Ich unterhalte mich gerne mit Ihnen über die Frage von Ganztagskonzepten und wie man sie voranbringt. Aber leider hat die FDP, Frau Gebauer, auch nicht an der Bildungskonferenz teilgenommen. Da ist nicht in Schulformpolitik gedacht worden, sondern konzeptionell in der Breite mit Blick auf die Qualität des Ganztags in der Entwicklung. Wenn wir uns diese Dinge einmal gemeinsam angucken können, dann kommen wir in der Fachdiskussion etwas weiter. Aber wir vermeiden es auch, hier Missverständnisse über Konzeptionen und Funktionen vom Ganztag vorzutragen. Und auf der Ebene können wir uns dann gerne unterhalten.
Vizepräsident Daniel Düngel: Frau Kollegin, würden Sie noch eine Zwischenfrage von Herrn Dr. Stamp zulassen?
Sigrid Beer (GRÜNE): Von Herrn Stamp aber ganz besonders gerne!
(Michael Hübner [SPD]: Oh, da geht noch was! – Vereinzelt Heiterkeit)
Dr. Joachim Stamp (FDP): Frau Beer, ich bin überwältigt von Ihrem Charme! Vielen Dank.
(Sigrid Beer [GRÜNE]: Aber Ihnen gegenüber immer!)
– Danke schön.
Sie haben gerade ausgeführt, dass der Ganztag eine besondere pädagogische Qualität habe und nicht nur auf die Betreuung abziele.
(Sigrid Beer [GRÜNE]: Auf ein Bildungskonzept!)
– Genau, auf ein Bildungskonzept. – Uns geht es mit der Flexibilisierung darum, dieses Bildungskonzept verstärkt auch den Gymnasien zur Verfügung zu stellen. Warum wollen Sie es denn dann, wenn es ein wichtiges Bildungskonzept ist, den Gymnasien vorenthalten?
Sigrid Beer (GRÜNE): Darf ich das noch einmal wiederholen: Es wird keinem Gymnasium vorenthalten. Sie haben es scheinbar immer noch nicht verstanden. Ich sage es noch einmal zum Mitschreiben, dann können Sie es nachlesen: Keinem Gymnasium, das den Antrag stellt, wird das vorenthalten.
(Dr. Joachim Stamp [FDP]: Sie haben doch eben gesagt: Gymnasien brauchen es nicht!)

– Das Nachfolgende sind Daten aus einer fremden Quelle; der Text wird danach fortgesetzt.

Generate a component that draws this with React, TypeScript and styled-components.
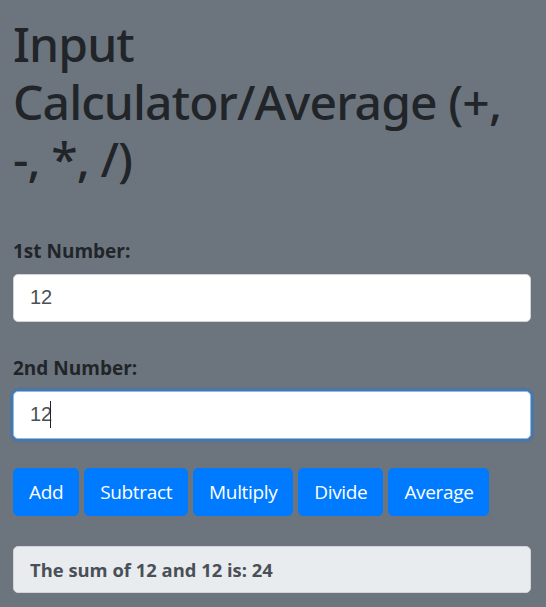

– Nein, ich habe gesagt, dass die Gymnasien nicht die Speerspitze der Ganztagsbewegung gewesen sind, Herr Stamp – das ist in der Tat so –, und dass einige erst dahin gekommen sind, weil Sie sie in eine Situation gebracht haben, ganz neu über Ganztag nachzudenken; aber nicht in einer pädagogisch motivierenden, herausfordernden Art und Weise, sondern Sie haben sie in eine Zwangssituation vor Ort gebracht, die eine echte Notsituation war: Die Kinder müssen länger in der Schule sitzen – ohne Ausstattung, ohne Pausen, ohne Mensaausstattung. Das ist Ihre Hinterlassenschaft gewesen.
(Beifall von Mehrdad Mostofizadeh [GRÜNE])
Wir wollen an den pädagogischen Konzepten arbeiten.
Noch einmal zum Abschluss: Pädagogisches Konzept heißt, anderes Lernen ermöglichen. Und das macht man in einer Gesamtschulorganisation. Nicht, dass die einen anders lernen und die anderen das wie vor hundert Jahren machen. Das ist die gemeinsame pädagogische Entwicklung.
(Zurufe von Ralf Witzel [FDP] und Dr. Joachim Stamp [FDP])
– Ja, Sie lernen es, glaube ich, nicht. Wir haben noch ein paar Jahre Zeit. Dann können Sie auch an dieser Position noch arbeiten, Herr Stamp. Ich bin auch ganz frohgemut, dass Sie das dann irgendwann mitnehmen. – Danke für Ihre Aufmerksamkeit.